### [OBJECTIVE]
Leave out the pictures and copy everything else below exactly.

### [DATASET EXCERPT]
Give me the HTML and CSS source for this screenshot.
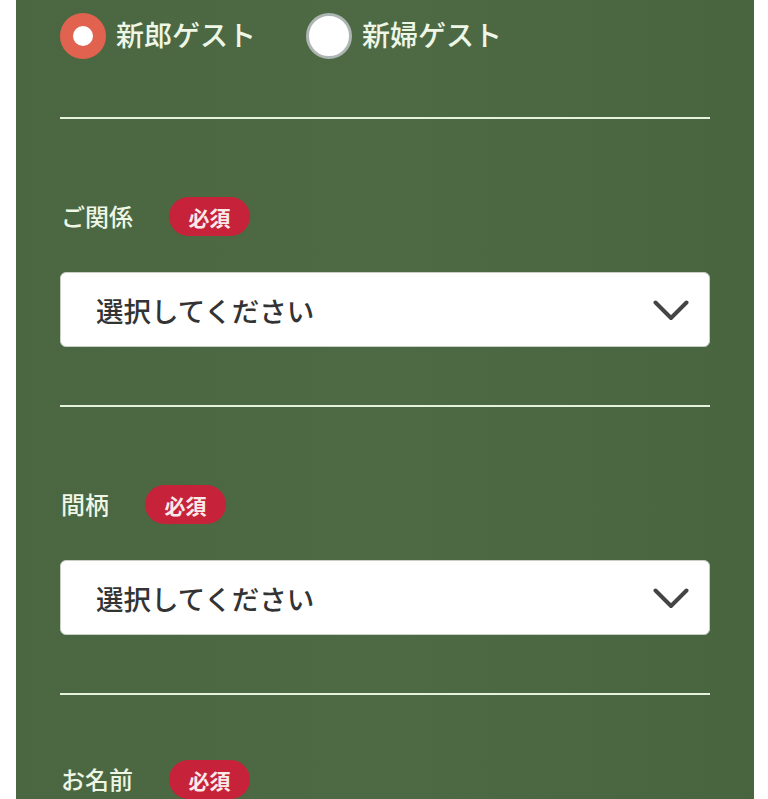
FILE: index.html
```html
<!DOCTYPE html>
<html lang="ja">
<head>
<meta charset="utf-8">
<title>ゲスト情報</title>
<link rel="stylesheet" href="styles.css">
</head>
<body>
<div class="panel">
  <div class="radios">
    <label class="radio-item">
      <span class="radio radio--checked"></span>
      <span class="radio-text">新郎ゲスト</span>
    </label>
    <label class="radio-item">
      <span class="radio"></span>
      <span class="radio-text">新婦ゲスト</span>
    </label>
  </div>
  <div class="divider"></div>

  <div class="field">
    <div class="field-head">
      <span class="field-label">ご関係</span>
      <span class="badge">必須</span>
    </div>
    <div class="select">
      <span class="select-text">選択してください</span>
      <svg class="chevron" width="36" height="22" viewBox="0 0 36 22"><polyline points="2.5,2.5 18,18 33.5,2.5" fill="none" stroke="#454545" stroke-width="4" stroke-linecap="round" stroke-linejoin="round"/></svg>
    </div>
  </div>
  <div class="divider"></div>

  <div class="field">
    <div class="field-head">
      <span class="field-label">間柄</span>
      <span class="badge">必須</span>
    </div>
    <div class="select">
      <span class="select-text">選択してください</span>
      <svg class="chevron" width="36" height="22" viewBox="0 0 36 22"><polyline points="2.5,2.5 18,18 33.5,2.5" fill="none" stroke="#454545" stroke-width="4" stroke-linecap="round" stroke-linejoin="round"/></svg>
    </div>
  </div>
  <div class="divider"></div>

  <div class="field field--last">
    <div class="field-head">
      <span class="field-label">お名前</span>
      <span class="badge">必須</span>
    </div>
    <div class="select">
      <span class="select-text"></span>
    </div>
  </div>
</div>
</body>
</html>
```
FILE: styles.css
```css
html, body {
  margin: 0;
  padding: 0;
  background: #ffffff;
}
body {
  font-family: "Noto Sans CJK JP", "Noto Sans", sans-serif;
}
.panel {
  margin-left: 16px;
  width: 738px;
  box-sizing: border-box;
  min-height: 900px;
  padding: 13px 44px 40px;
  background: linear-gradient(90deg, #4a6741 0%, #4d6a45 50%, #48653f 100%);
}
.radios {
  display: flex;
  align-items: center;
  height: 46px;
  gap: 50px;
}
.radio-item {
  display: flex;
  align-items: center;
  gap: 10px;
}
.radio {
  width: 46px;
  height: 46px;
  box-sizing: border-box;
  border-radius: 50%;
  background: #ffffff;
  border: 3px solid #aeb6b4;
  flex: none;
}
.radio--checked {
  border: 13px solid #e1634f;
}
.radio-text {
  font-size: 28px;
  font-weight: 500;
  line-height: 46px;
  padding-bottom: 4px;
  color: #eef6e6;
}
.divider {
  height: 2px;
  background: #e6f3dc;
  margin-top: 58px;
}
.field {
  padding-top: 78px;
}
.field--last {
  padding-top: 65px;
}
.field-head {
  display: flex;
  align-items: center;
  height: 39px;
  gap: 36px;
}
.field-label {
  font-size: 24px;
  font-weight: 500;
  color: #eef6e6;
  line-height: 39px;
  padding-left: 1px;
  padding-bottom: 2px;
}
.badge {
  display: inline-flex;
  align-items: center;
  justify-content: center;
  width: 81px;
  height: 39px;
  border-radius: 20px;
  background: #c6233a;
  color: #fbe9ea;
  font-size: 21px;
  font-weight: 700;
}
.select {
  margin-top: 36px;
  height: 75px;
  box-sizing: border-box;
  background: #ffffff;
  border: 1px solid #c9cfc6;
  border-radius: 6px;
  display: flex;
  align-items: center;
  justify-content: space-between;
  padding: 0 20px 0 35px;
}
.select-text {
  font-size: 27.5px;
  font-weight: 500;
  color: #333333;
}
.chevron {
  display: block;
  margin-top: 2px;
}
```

### [TASK OUTPUT]
Give me the HTML and CSS source for this screenshot.
FILE: index.html
```html
<!DOCTYPE html>
<html lang="ja">
<head>
<meta charset="utf-8">
<title>ゲスト情報</title>
<link rel="stylesheet" href="styles.css">
</head>
<body>
<div class="panel">
  <div class="radios">
    <label class="radio-item">
      <span class="radio radio--checked"></span>
      <span class="radio-text">新郎ゲスト</span>
    </label>
    <label class="radio-item">
      <span class="radio"></span>
      <span class="radio-text">新婦ゲスト</span>
    </label>
  </div>
  <div class="divider"></div>

  <div class="field">
    <div class="field-head">
      <span class="field-label">ご関係</span>
      <span class="badge">必須</span>
    </div>
    <div class="select">
      <span class="select-text">選択してください</span>
      <svg class="chevron" width="36" height="22" viewBox="0 0 36 22"><polyline points="2.5,2.5 18,18 33.5,2.5" fill="none" stroke="#454545" stroke-width="4" stroke-linecap="round" stroke-linejoin="round"/></svg>
    </div>
  </div>
  <div class="divider"></div>

  <div class="field">
    <div class="field-head">
      <span class="field-label">間柄</span>
      <span class="badge">必須</span>
    </div>
    <div class="select">
      <span class="select-text">選択してください</span>
      <svg class="chevron" width="36" height="22" viewBox="0 0 36 22"><polyline points="2.5,2.5 18,18 33.5,2.5" fill="none" stroke="#454545" stroke-width="4" stroke-linecap="round" stroke-linejoin="round"/></svg>
    </div>
  </div>
  <div class="divider"></div>

  <div class="field field--last">
    <div class="field-head">
      <span class="field-label">お名前</span>
      <span class="badge">必須</span>
    </div>
    <div class="select">
      <span class="select-text"></span>
    </div>
  </div>
</div>
</body>
</html>
```
FILE: styles.css
```css
html, body {
  margin: 0;
  padding: 0;
  background: #ffffff;
}
body {
  font-family: "Noto Sans CJK JP", "Noto Sans", sans-serif;
}
.panel {
  margin-left: 16px;
  width: 738px;
  box-sizing: border-box;
  min-height: 900px;
  padding: 13px 44px 40px;
  background: linear-gradient(90deg, #4a6741 0%, #4d6a45 50%, #48653f 100%);
}
.radios {
  display: flex;
  align-items: center;
  height: 46px;
  gap: 50px;
}
.radio-item {
  display: flex;
  align-items: center;
  gap: 10px;
}
.radio {
  width: 46px;
  height: 46px;
  box-sizing: border-box;
  border-radius: 50%;
  background: #ffffff;
  border: 3px solid #aeb6b4;
  flex: none;
}
.radio--checked {
  border: 13px solid #e1634f;
}
.radio-text {
  font-size: 28px;
  font-weight: 500;
  line-height: 46px;
  padding-bottom: 4px;
  color: #eef6e6;
}
.divider {
  height: 2px;
  background: #e6f3dc;
  margin-top: 58px;
}
.field {
  padding-top: 78px;
}
.field--last {
  padding-top: 65px;
}
.field-head {
  display: flex;
  align-items: center;
  height: 39px;
  gap: 36px;
}
.field-label {
  font-size: 24px;
  font-weight: 500;
  color: #eef6e6;
  line-height: 39px;
  padding-left: 1px;
  padding-bottom: 2px;
}
.badge {
  display: inline-flex;
  align-items: center;
  justify-content: center;
  width: 81px;
  height: 39px;
  border-radius: 20px;
  background: #c6233a;
  color: #fbe9ea;
  font-size: 21px;
  font-weight: 700;
}
.select {
  margin-top: 36px;
  height: 75px;
  box-sizing: border-box;
  background: #ffffff;
  border: 1px solid #c9cfc6;
  border-radius: 6px;
  display: flex;
  align-items: center;
  justify-content: space-between;
  padding: 0 20px 0 35px;
}
.select-text {
  font-size: 27.5px;
  font-weight: 500;
  color: #333333;
}
.chevron {
  display: block;
  margin-top: 2px;
}
```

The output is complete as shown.